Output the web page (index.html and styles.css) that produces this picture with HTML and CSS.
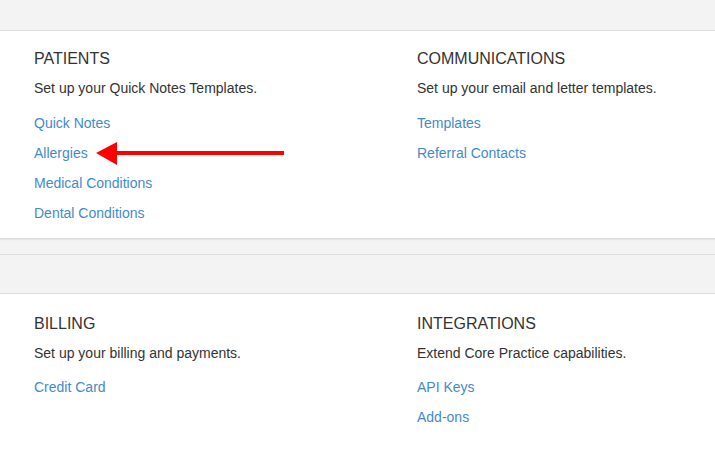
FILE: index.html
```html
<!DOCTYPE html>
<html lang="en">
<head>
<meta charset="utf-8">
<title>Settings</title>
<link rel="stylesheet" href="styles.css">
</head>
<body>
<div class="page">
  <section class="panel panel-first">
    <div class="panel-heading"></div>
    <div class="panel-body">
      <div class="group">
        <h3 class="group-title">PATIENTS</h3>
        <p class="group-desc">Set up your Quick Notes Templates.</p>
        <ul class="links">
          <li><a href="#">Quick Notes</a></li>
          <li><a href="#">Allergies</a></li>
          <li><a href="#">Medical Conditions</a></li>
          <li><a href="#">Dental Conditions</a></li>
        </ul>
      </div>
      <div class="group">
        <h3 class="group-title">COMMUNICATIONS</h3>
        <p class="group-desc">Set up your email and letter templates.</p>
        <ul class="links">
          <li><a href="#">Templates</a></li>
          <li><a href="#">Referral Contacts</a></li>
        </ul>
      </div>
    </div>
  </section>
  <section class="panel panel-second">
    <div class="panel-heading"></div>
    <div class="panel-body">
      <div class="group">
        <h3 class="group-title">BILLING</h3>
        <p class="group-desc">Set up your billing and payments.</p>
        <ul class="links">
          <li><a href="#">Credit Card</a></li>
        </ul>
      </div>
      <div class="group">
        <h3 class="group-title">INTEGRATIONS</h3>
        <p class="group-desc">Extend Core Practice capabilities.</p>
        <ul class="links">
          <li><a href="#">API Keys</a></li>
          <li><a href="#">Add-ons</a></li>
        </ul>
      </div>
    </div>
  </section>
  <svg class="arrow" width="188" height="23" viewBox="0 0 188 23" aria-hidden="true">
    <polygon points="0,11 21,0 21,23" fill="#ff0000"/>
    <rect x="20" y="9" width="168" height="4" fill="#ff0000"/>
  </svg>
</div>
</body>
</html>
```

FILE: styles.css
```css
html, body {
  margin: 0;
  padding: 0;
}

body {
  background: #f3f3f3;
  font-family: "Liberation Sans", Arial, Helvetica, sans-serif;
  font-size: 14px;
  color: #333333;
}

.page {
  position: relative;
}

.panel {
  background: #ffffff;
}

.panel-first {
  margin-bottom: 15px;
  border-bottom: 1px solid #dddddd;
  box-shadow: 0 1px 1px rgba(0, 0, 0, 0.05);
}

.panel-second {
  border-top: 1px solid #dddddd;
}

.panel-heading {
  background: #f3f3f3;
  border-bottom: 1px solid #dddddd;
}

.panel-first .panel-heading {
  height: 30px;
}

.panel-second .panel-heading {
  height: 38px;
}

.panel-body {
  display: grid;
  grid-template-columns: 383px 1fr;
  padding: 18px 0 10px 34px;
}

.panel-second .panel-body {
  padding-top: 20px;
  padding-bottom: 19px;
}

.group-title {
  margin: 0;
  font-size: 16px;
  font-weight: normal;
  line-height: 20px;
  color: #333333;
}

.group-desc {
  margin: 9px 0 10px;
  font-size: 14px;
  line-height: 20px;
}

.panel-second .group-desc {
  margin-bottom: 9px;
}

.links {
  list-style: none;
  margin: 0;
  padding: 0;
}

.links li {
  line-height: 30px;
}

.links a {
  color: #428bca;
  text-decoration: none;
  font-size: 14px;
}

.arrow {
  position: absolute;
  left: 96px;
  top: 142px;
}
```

▬▬▬

* What is needed
Please transcribe the material above exactly as written. Leave the pictures out.

* Result
Output the web page (index.html and styles.css) that produces this picture with HTML and CSS.
FILE: index.html
```html
<!DOCTYPE html>
<html lang="en">
<head>
<meta charset="utf-8">
<title>Settings</title>
<link rel="stylesheet" href="styles.css">
</head>
<body>
<div class="page">
  <section class="panel panel-first">
    <div class="panel-heading"></div>
    <div class="panel-body">
      <div class="group">
        <h3 class="group-title">PATIENTS</h3>
        <p class="group-desc">Set up your Quick Notes Templates.</p>
        <ul class="links">
          <li><a href="#">Quick Notes</a></li>
          <li><a href="#">Allergies</a></li>
          <li><a href="#">Medical Conditions</a></li>
          <li><a href="#">Dental Conditions</a></li>
        </ul>
      </div>
      <div class="group">
        <h3 class="group-title">COMMUNICATIONS</h3>
        <p class="group-desc">Set up your email and letter templates.</p>
        <ul class="links">
          <li><a href="#">Templates</a></li>
          <li><a href="#">Referral Contacts</a></li>
        </ul>
      </div>
    </div>
  </section>
  <section class="panel panel-second">
    <div class="panel-heading"></div>
    <div class="panel-body">
      <div class="group">
        <h3 class="group-title">BILLING</h3>
        <p class="group-desc">Set up your billing and payments.</p>
        <ul class="links">
          <li><a href="#">Credit Card</a></li>
        </ul>
      </div>
      <div class="group">
        <h3 class="group-title">INTEGRATIONS</h3>
        <p class="group-desc">Extend Core Practice capabilities.</p>
        <ul class="links">
          <li><a href="#">API Keys</a></li>
          <li><a href="#">Add-ons</a></li>
        </ul>
      </div>
    </div>
  </section>
  <svg class="arrow" width="188" height="23" viewBox="0 0 188 23" aria-hidden="true">
    <polygon points="0,11 21,0 21,23" fill="#ff0000"/>
    <rect x="20" y="9" width="168" height="4" fill="#ff0000"/>
  </svg>
</div>
</body>
</html>
```

FILE: styles.css
```css
html, body {
  margin: 0;
  padding: 0;
}

body {
  background: #f3f3f3;
  font-family: "Liberation Sans", Arial, Helvetica, sans-serif;
  font-size: 14px;
  color: #333333;
}

.page {
  position: relative;
}

.panel {
  background: #ffffff;
}

.panel-first {
  margin-bottom: 15px;
  border-bottom: 1px solid #dddddd;
  box-shadow: 0 1px 1px rgba(0, 0, 0, 0.05);
}

.panel-second {
  border-top: 1px solid #dddddd;
}

.panel-heading {
  background: #f3f3f3;
  border-bottom: 1px solid #dddddd;
}

.panel-first .panel-heading {
  height: 30px;
}

.panel-second .panel-heading {
  height: 38px;
}

.panel-body {
  display: grid;
  grid-template-columns: 383px 1fr;
  padding: 18px 0 10px 34px;
}

.panel-second .panel-body {
  padding-top: 20px;
  padding-bottom: 19px;
}

.group-title {
  margin: 0;
  font-size: 16px;
  font-weight: normal;
  line-height: 20px;
  color: #333333;
}

.group-desc {
  margin: 9px 0 10px;
  font-size: 14px;
  line-height: 20px;
}

.panel-second .group-desc {
  margin-bottom: 9px;
}

.links {
  list-style: none;
  margin: 0;
  padding: 0;
}

.links li {
  line-height: 30px;
}

.links a {
  color: #428bca;
  text-decoration: none;
  font-size: 14px;
}

.arrow {
  position: absolute;
  left: 96px;
  top: 142px;
}
```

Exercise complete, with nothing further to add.